What to do: Select the lines of the records containing the word "this" and list them.

◇ ◇ ◇ ◇ ◇

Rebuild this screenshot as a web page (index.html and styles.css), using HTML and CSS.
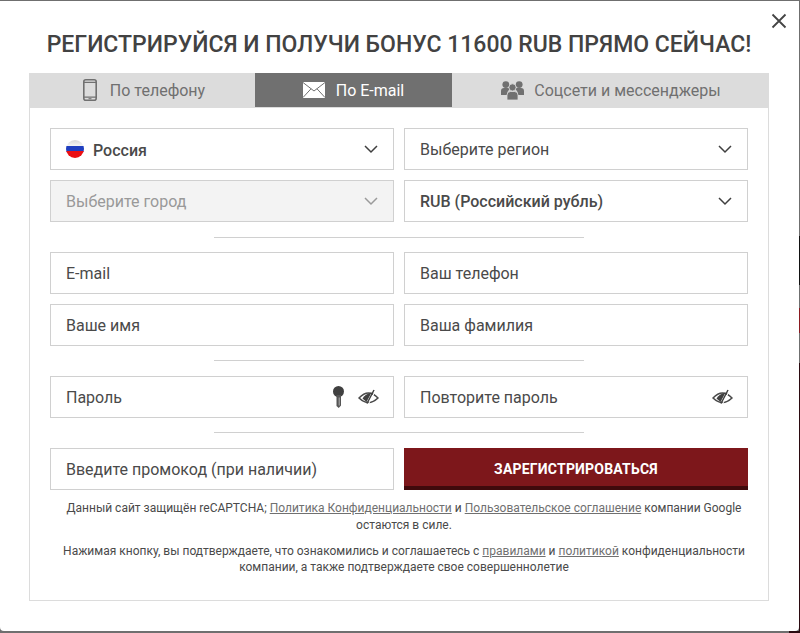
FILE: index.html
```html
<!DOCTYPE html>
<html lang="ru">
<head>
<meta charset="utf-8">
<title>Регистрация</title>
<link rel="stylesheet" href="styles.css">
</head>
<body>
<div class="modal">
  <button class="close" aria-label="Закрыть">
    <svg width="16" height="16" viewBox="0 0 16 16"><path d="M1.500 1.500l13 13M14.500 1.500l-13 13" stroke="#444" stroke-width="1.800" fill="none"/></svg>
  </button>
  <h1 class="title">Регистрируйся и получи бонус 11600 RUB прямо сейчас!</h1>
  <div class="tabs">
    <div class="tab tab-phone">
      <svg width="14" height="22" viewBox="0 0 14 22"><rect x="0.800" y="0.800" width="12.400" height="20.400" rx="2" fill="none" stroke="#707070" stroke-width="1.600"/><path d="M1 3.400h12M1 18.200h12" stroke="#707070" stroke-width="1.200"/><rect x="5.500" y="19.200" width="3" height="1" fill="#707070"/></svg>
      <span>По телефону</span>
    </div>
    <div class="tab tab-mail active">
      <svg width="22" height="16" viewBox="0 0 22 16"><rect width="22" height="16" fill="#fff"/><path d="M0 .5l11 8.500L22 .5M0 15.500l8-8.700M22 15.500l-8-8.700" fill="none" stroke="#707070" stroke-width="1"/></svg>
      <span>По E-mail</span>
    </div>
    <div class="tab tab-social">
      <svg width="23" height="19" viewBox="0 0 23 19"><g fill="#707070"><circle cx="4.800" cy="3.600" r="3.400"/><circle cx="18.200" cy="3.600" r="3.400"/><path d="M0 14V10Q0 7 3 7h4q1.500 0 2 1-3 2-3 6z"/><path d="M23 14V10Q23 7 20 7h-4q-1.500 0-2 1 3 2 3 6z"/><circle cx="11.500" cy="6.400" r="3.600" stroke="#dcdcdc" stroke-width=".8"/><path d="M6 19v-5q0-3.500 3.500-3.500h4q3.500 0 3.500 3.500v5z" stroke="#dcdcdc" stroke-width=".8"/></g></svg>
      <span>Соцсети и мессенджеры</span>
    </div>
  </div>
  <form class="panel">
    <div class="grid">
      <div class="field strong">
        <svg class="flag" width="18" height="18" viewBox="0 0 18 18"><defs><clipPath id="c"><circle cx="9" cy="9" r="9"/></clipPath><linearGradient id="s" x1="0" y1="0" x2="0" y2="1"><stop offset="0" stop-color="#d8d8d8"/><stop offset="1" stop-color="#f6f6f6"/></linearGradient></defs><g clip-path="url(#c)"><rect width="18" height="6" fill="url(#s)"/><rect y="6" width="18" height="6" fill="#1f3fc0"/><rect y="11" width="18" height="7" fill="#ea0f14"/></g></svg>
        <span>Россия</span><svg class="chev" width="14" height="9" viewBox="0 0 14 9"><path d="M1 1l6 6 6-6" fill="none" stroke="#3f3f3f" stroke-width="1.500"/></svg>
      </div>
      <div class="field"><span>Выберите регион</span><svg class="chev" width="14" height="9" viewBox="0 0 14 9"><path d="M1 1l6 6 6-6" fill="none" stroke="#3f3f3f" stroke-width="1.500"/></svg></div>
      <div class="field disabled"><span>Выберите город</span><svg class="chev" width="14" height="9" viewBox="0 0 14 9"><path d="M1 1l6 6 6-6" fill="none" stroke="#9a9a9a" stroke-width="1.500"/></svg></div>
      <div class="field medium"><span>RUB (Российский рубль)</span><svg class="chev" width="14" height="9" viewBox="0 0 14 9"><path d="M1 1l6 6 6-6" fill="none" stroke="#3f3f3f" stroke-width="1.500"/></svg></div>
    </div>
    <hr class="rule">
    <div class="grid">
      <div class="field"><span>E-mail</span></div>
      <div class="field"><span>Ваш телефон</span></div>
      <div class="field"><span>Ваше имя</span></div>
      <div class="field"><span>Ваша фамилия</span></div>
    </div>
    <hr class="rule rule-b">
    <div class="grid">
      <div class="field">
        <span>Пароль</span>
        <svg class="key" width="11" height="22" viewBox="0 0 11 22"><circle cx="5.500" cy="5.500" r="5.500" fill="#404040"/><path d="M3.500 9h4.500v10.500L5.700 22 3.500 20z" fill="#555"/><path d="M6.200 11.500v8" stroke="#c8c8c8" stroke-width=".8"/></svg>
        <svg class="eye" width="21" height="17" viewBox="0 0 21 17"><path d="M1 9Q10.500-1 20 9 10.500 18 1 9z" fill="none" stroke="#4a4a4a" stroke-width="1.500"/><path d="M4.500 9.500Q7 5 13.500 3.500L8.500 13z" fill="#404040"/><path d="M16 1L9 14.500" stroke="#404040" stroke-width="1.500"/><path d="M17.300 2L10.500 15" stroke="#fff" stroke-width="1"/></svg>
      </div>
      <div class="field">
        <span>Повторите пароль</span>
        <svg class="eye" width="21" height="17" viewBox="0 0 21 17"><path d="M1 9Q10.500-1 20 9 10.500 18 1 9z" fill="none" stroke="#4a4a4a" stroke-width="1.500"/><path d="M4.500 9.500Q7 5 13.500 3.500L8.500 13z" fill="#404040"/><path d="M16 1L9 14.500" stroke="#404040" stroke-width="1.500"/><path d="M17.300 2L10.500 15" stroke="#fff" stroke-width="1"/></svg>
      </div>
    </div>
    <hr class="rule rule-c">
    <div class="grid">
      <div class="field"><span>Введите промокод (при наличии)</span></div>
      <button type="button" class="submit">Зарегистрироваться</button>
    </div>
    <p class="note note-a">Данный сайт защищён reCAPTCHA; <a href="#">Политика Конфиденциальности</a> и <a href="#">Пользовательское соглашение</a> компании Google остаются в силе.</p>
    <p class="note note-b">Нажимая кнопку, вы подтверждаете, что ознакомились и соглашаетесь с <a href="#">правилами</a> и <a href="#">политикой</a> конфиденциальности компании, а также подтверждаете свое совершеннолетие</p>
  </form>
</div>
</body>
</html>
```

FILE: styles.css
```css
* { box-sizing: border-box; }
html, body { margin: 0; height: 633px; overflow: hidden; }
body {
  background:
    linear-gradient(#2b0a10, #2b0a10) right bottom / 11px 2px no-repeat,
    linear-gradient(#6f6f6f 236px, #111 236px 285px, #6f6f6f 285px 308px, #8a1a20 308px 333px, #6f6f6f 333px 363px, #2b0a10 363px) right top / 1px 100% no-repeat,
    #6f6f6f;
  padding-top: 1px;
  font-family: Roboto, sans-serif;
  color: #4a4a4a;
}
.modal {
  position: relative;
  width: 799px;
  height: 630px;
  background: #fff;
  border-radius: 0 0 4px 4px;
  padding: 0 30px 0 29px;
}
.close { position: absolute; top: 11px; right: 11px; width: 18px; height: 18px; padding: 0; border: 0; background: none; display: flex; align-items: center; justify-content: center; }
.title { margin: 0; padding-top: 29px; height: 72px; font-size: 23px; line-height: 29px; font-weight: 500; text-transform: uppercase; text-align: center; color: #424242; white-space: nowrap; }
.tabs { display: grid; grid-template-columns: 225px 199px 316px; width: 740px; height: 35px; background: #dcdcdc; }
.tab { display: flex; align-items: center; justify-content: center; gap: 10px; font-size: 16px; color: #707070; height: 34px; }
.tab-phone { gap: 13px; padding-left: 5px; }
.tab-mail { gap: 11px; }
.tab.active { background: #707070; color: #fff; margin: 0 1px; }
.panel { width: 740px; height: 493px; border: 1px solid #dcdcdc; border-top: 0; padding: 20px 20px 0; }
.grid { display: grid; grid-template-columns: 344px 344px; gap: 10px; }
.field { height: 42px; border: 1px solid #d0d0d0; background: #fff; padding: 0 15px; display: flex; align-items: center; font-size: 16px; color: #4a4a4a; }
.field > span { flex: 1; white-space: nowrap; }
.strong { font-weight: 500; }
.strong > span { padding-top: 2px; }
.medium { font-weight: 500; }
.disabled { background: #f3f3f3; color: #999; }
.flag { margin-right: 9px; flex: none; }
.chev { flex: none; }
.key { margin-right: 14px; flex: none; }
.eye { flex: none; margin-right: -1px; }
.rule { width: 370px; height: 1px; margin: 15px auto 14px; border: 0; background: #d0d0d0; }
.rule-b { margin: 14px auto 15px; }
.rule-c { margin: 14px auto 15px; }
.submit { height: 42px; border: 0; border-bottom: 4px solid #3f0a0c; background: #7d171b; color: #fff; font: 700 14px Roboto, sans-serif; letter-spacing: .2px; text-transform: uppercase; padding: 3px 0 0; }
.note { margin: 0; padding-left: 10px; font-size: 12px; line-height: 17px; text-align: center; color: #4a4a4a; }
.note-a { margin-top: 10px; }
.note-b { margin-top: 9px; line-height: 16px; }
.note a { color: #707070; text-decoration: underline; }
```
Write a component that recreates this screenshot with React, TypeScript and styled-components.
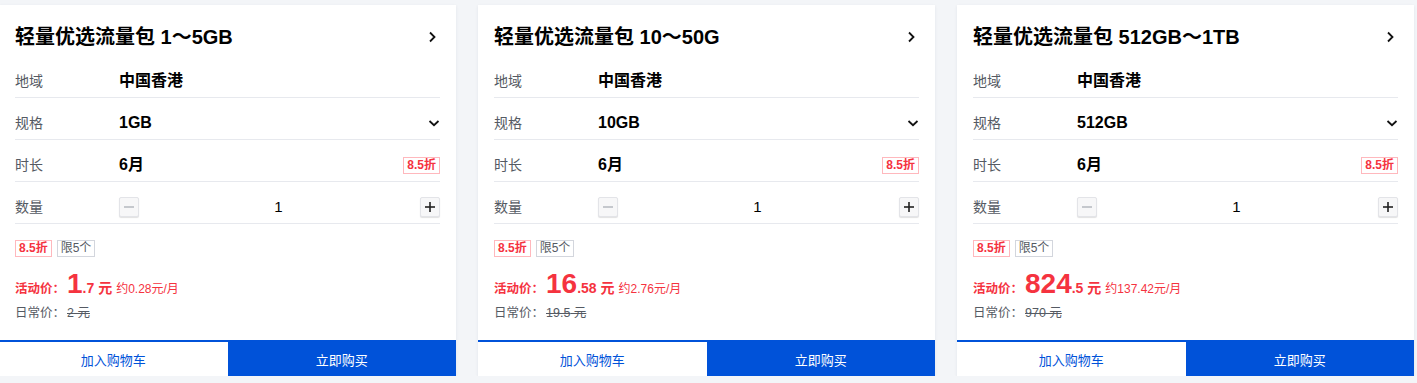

◇ ◇ ◇ ◇ ◇

Final answer:
Rebuild this screenshot as a web page (index.html and styles.css), using HTML and CSS.
Write a component that recreates this screenshot with React, TypeScript and styled-components.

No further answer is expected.